All photos credit: Stef Schrader

If you thought choreography was just for dancing, you’ve clearly never seen a quick pit stop. Here are a few up-close shots of IMSA Continental Tire Sports Car Challenge team CJ Wilson Racing fueling and swapping out drivers and wheels on their Porsche Cayman GT4 Clubsport.

First, everyone participating in the swap had to be ready. Everyone has to be in the appropriate gear, including the driver. There are a few moments when everybody’s standing around and sweating in full race gear, complete with an often less-breathable-than-desired helmet on top. That’s all worth it when you aren’t fumbling to still get dressed when the car is pulling in, though.

Everything has to be in just the right place to grab quickly, too, like the cool shirt tubes that are taped to driver Marc Miller’s leg. Why risk tangling those up or flopping them around when a simple bit of painter’s tape can make finding them in the car way easier?

Once the car pulls up, it’s on.

Miller didn’t even wait until the car was completely stopped to hop over the wall.

The sign held out in front of the car’s pit space gets lifted up so no one trips on it, and the team springs into action.

Air jacks pop out of the bottom of the car to raise the car off its wheels, so an air line has to be inserted into the top of the car to make them work. Air goes in, car goes up.

Fuel goes in under the hood, so the person manning the fuel hose also has to lift up the hood.

Everything comes down to the delicate art of not stumbling over each other. The driver getting in helps the previous driver get out of the car, then the previous driver sticks around to help his replacement get situated.

Lugnuts are gently glued in place ahead of time to help the team make a quick stop.

Meanwhile, television cameras hover around the pit stall to ensure that people at home get to watch, too. That (usually!) doesn’t stop anyone from getting the car done.

Sometimes it’s a tight squeeze to have everyone working on different things in one pit stall, though, as driver Danny Burkett found out when he almost lost his balance for a second.

Burkett walks off to shed the sweaty gloves and helmet until he needs to drive again.

The walk back in to the pits is significantly calmer than everyone’s jump out to service the car.

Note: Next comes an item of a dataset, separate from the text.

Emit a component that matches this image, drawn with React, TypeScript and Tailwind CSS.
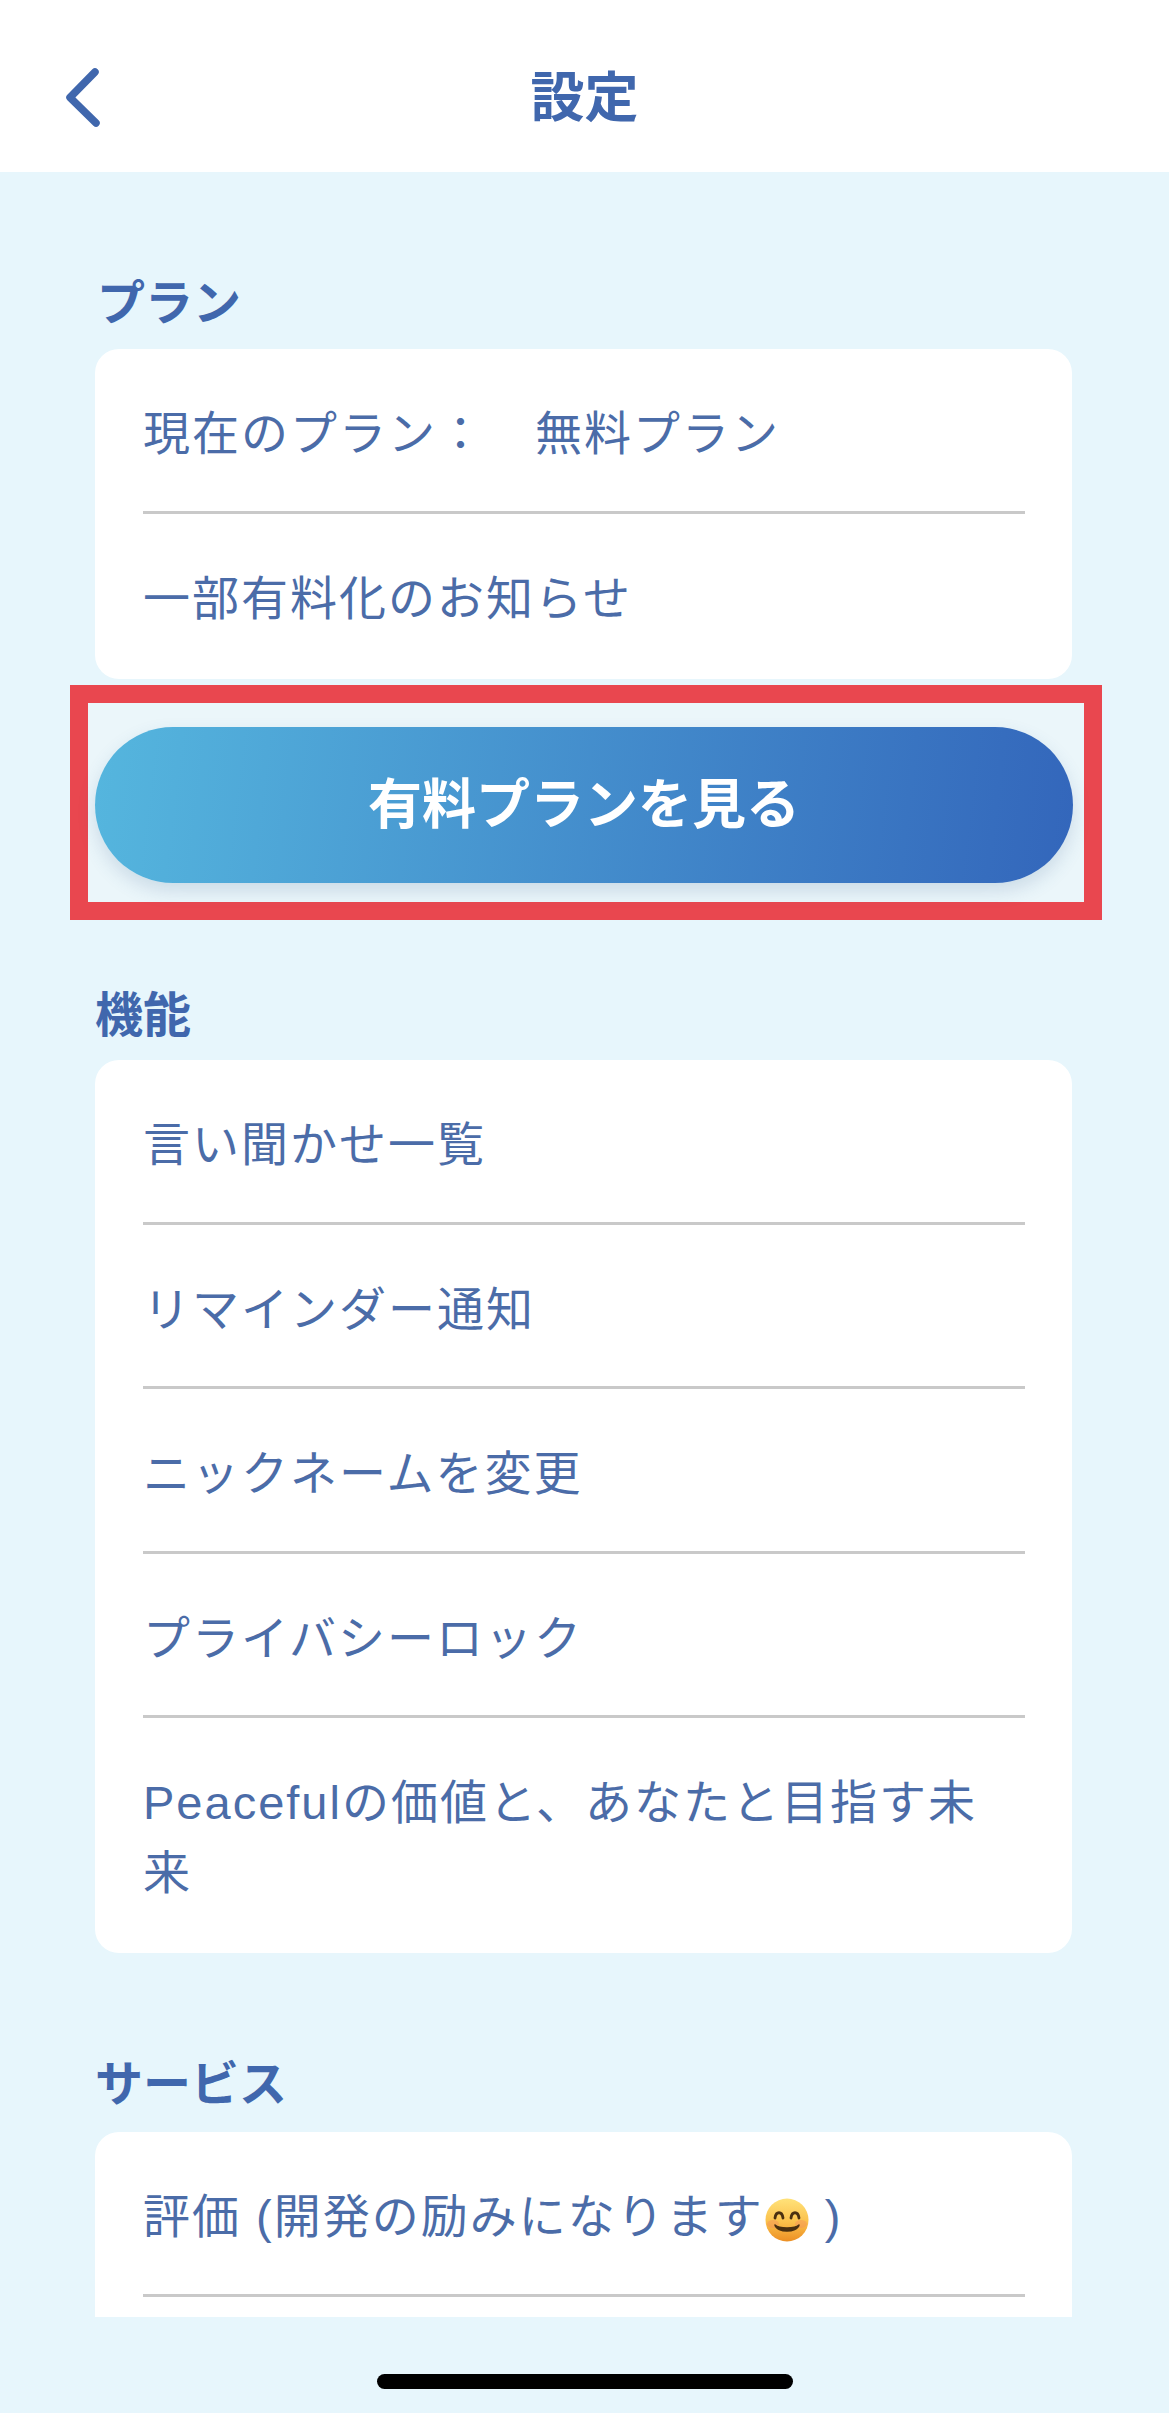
const FONT = "font-['Liberation_Sans','Noto_Sans_CJK_JP',sans-serif]";

function SmileEmoji() {
  return (
    <svg viewBox="0 0 44 44" className="inline-block w-[44px] h-[44px] align-[-9px] mx-[1px]">
      <defs>
        <linearGradient id="face" x1="0" y1="0" x2="0" y2="1">
          <stop offset="0%" stopColor="#ffe27a" />
          <stop offset="55%" stopColor="#fbc04a" />
          <stop offset="100%" stopColor="#ec8f24" />
        </linearGradient>
      </defs>
      <circle cx="22" cy="22" r="21.5" fill="url(#face)" />
      <ellipse cx="8" cy="26" rx="6" ry="4" fill="#f5915a" opacity="0.45" />
      <ellipse cx="36" cy="26" rx="6" ry="4" fill="#f5915a" opacity="0.45" />
      <path d="M10 20c1-7 7-7 8 0M26 20c1-7 7-7 8 0" fill="none" stroke="#4a3010" strokeWidth="2.8" strokeLinecap="round" />
      <path d="M10 27c4 4 20 4 24 0-2 8-22 8-24 0Z" fill="#4a3010" stroke="#4a3010" strokeWidth="1.5" strokeLinejoin="round" />
    </svg>
  );
}

function SectionTitle({ children, className }: { children: React.ReactNode; className?: string }) {
  return (
    <h2 className={`text-[48px] pt-[2px] leading-[58px] font-bold text-[#4067ad] ${className ?? ''}`}>
      {children}
    </h2>
  );
}

function Divider() {
  return <div className="h-[3px] bg-[#c9c9c9] ml-[48px] mr-[47px]" />;
}

function Row({ children, last }: { children: React.ReactNode; last: boolean }) {
  return (
    <div
      className={`pl-[48px] pr-[52px] pt-[50px] text-[47px] leading-[69.5px] tracking-[2px] text-[#4b6ca8] ${
        last ? 'pb-[46px]' : 'pb-[42px]'
      }`}
    >
      {children}
    </div>
  );
}

function Card({ rows, className }: { rows: React.ReactNode[]; className?: string }) {
  return (
    <div className={`bg-white rounded-[24px] ${className ?? ''}`}>
      {rows.map((row, i) => (
        <div key={i}>
          {i > 0 && <Divider />}
          <Row last={i === rows.length - 1}>{row}</Row>
        </div>
      ))}
    </div>
  );
}

export default function App() {
  return (
    <div className={`w-[1169px] h-[2413px] flex flex-col overflow-hidden bg-[#e7f6fc] ${FONT}`}>
      <header className="h-[172px] shrink-0 bg-white grid grid-cols-[1fr_auto_1fr] items-center pl-[64px] pt-[24px]">
        <svg viewBox="0 0 40 60" className="w-[40px] h-[60px]">
          <path d="M31 4 6 29.5 32 55" fill="none" stroke="#4067ad" strokeWidth="7.5" strokeLinecap="round" strokeLinejoin="round" />
        </svg>
        <h1 className="text-[54px] font-bold text-[#4067ad] leading-none -ml-[64px]">設定</h1>
        <div />
      </header>

      <main className="h-[2145px] shrink-0 overflow-hidden pl-[95px] pr-[97px] pt-[101px]">
        <SectionTitle className="mb-[16px] ml-[2px]">プラン</SectionTitle>
        <Card rows={['現在のプラン：　無料プラン', '一部有料化のお知らせ']} />

        <div className="mt-[6px] -ml-[25px] -mr-[30px] border-[18px] border-[#e9474f] bg-[#ebf6fa] pl-[7px] pr-[11px] pt-[24px] pb-[19px]">
          <button className="w-full h-[156px] rounded-full bg-[linear-gradient(97deg,#55b6de,#3366bb)] text-white text-[54px] font-bold shadow-[0_8px_18px_rgba(60,100,150,0.18)]">
            有料プランを見る
          </button>
        </div>

        <SectionTitle className="mt-[65px] mb-[15px]">機能</SectionTitle>
        <Card
          rows={[
            '言い聞かせ一覧',
            'リマインダー通知',
            'ニックネームを変更',
            'プライバシーロック',
            'Peacefulの価値と、あなたと目指す未来',
          ]}
        />

        <SectionTitle className="mt-[101px] mb-[18px]">サービス</SectionTitle>
        <Card
          className="h-[400px]"
          rows={[
            <>
              評価 (開発の励みになります
              <SmileEmoji /> )
            </>,
            '',
          ]}
        />
      </main>

      <footer className="flex-1 flex justify-center pt-[57px]">
        <div className="w-[416px] h-[15px] rounded-full bg-black" />
      </footer>
    </div>
  );
}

Once all the wheels are done, the air line comes out and the car drops on to its wheels.

Of course, the car can’t go anywhere until it’s done fueling, too.

When the car is ready to leave, everything left out gets picked up from the pit box.

With the car out of the way, crew members hunt for the lugnuts that were taken off the car. Since they’re only being taken off, it’s fine and normal to just throw them around wherever (as long as no one trips on them).

As long as the team doesn’t have to use this tool—a giant baseball bat often used to bend bodywork back into place—it’s a pretty successful stop.